In [9] , the authors study the behavior of DGEMM kernels and introduce a fine-tuning version leading to better performance than Intel's parallel DGEMM in the MKL library. This paper provides a fine-grain analysis in terms of cache related notions, as for instance cache misses or false sharing, on a real hardware platform. Our analysis is at a higher level (our algorithms call sequential DGEMM kernels) and is not associated to any particular hardware architecture.

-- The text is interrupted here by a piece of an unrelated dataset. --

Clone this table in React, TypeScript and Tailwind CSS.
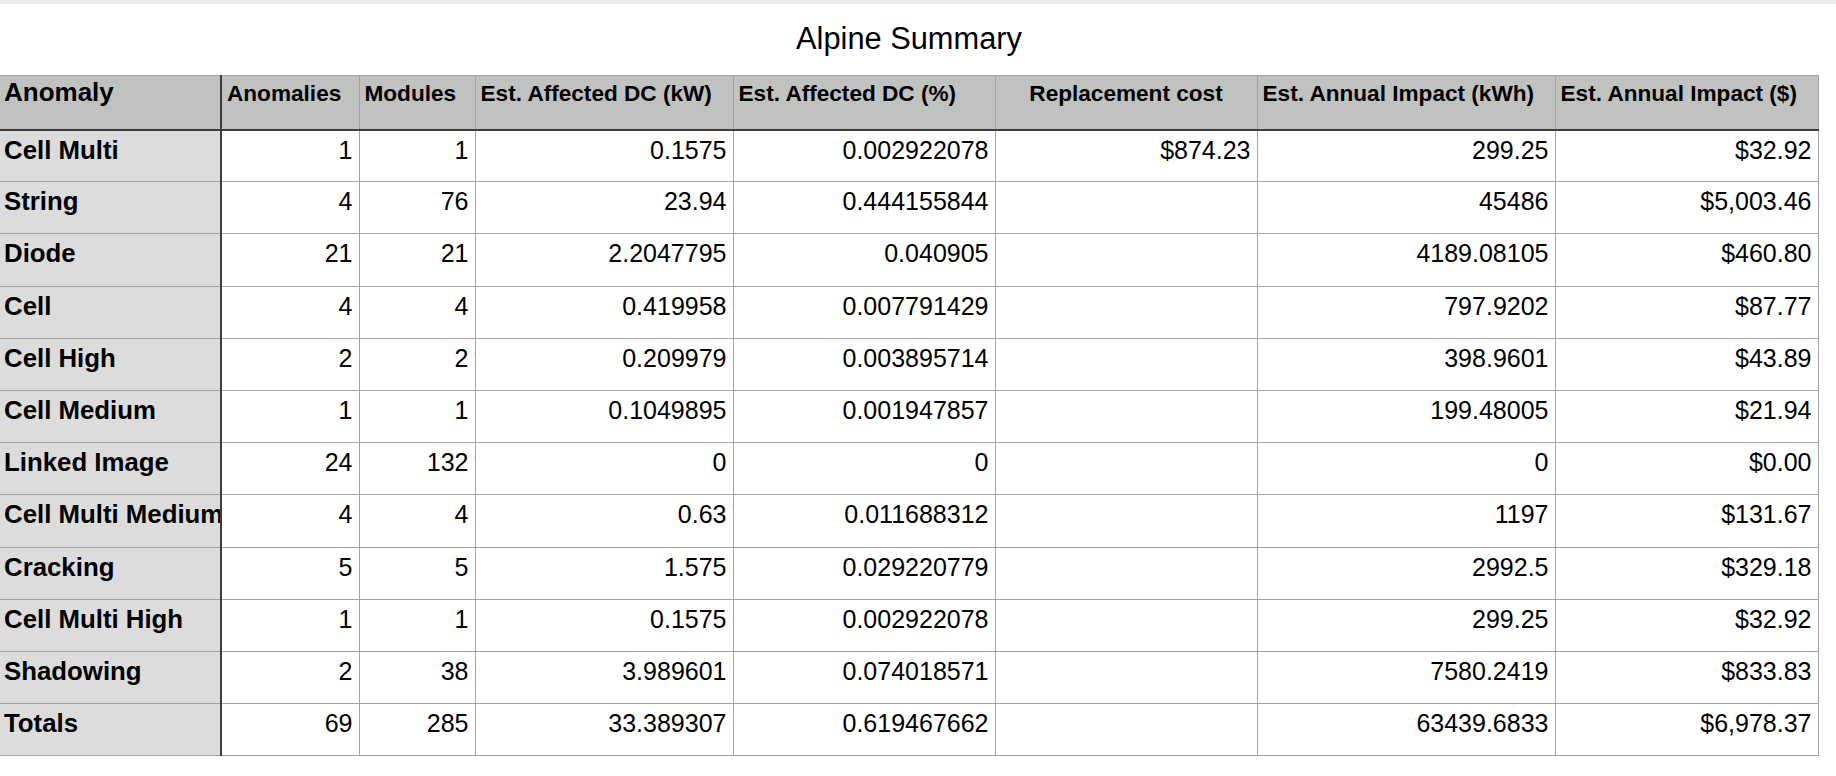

Experiments-In [10] , the authors present performance results for dense linear algebra using recent NVIDIA GPUs, and analyse some factors impacting performance on these particular multicore processors through the performance evaluation of their matrix-matrix multiplication kernel. This work also is at a lower level since it focuses on implementing a better DGEMM routine for GPUs.
VI. Conclusion
In this paper, we proposed cache-aware algorithms for multicore processors. We have proposed a model for multicore memory layout. Using this model, we have extended a lower bound on cache misses, and proposed cache-aware algorithms. For both types of caches, our algorithms reach a CCR which is close to the lower bound for large matrices. We also propose an algorithm for minimizing the overall data access time, which realizes a tradeoff between shared and distributed cache misses. Every algorithm introduced in this paper has been tested, and is behavior validated, on the simulator that we have designed, using realistic parameters. Future work will be twofold. On the algorithmic side, we will tackle more complex operations, such as LU factorization or path problems. On the more practical side, we will implement all algorithms on state-of-the-art multicore machines. This will be a first step towards the (more ambitious) task of designing efficient algorithms for clusters of multicores: we expect yet another level of hierarchy (or tiling) in the algorithmic specification to be required in order to match the additional complexity of such platforms.